PERSONA,
IPSEIDAD E INMORTALIDAD DE LO AMADO
Tiempo ha que, por pura
coincidencia, vine a dar con la descripción filosófica de una vieja intuición
mía que, desde mi más tierna y balbuciente fiebre de lector –casi infantil-, me
hacía inclinarme hacia las lecturas menos prosaicas, formativas y pragmáticas
que, por otra parte, al común de mis amistades y allegados causaban gran
asombro, fruición y entretenimiento. Mis lecturas eran la poesía (clásica y
moderna), la filosofía occidental (y oriental) en sus más peregrinas
manifestaciones metafísicas, con Platón a la cabeza; así también libros raros,
más o menos esotéricos y, en contraste, científicos (los de la ciencia moderna
relativista y cuántica) que de un modo u otro socavaban los principios del
sentido común de las filosofías racionalistas con sus aserciones e hipótesis abiertas
a un mundo siempre enigmático pero abierto a toda suerte de divagaciones
imaginarias y fantásticas.

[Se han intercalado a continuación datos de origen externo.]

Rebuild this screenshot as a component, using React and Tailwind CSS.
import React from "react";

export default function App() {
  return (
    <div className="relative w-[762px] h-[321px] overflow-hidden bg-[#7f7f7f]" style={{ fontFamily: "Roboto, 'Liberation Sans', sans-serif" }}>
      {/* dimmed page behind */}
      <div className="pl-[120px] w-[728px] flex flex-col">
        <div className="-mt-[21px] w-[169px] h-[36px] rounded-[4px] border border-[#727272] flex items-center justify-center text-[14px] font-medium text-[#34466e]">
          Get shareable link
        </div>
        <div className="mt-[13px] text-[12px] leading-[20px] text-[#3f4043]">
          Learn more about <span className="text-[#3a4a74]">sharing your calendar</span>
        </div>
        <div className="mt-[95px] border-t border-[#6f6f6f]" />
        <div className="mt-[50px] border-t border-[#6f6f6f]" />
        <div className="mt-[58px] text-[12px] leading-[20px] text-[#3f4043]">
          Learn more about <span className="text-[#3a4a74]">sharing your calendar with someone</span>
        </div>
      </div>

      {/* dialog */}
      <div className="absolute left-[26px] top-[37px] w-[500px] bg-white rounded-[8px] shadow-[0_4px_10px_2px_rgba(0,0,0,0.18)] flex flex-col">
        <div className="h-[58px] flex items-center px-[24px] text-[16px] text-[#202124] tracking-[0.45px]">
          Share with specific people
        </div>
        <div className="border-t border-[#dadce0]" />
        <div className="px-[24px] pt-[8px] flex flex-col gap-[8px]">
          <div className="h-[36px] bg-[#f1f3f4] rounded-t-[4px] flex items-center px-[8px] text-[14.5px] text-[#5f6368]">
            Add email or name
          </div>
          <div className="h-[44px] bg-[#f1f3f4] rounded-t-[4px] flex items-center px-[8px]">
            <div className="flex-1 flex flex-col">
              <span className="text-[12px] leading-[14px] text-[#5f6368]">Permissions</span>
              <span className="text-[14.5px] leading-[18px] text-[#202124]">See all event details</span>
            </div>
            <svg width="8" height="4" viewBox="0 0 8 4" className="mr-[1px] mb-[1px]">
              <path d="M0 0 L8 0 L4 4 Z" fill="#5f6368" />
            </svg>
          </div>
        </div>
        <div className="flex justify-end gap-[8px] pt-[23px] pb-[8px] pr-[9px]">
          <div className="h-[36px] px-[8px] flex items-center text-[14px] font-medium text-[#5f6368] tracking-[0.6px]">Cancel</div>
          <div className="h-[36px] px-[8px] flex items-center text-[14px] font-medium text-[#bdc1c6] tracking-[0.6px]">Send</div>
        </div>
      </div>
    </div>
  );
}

Era evidente que el Participando de
las cosas eternas surgen las cosas temporales[1].
Ya
había leído a Bergson con ferviente devoción, y sus conclusiones sobre el
individuo como proceso me resultaban tan sugerentes como concordantes con mi
manera de ver el mundo a través del proceso creativo poético. Creía imaginar (plásticamente
incluso) las almas, el espíritu, proyectado, emitido a través de la materia,
siendo la elocuente dinámica de la vida
la que vendría a crear dichas almas, acaso ya preexistentes. Mas, aquellas mónadas fluidas de Whitehead fueron el
culmen a mis alucinadas conjeturas de incipiente poeta que, no obstante, nunca
me abandonarían.
La
persona, trascendida la máscara[2]
de la acepción del clasicismo, y ya bien emparentada con el rostro que nos
identifica como ser humano único y cuya alma comprende y propicia la
inteligencia (San Agustín) y da lugar al amor, era juntamente con aquella
visión orgánica, dinámica y vívida de lo individual que aproximaba un párrafo atrás,
la máxima justificación racional e intuida de lo inmortal de la persona amada,
no solo como testimonio vivo de aquello que nos trasciende, también como aquel
otro yo mismo (en su significación antropológica) que por su tránsito
existencial (Tomás de Aquino), es ser humano como yo lo soy y que escoge y ama
libremente.
Qué
bien casaba esta visión del amigo, de la amada, de la poesía misma como entidad
viva que impulsa (creativamente) al proceso de individualizar cada entidad
íntimamente entrelazada a la organicidad de la naturaleza y de la vida y que
venía a investirla de personalidad plena. La perspectiva que dan los años
ofrece no pocos poemas como aquellas piezas psíquicas, vivas de mi personalidad
unidas a las de otros (amigos, familia, seres amados…) que renacen y escuchan en
el resonar de los versos la llamada, en que los muertos oirán la voz del Hijo de
Dios, y los que la oigan vivirán[3].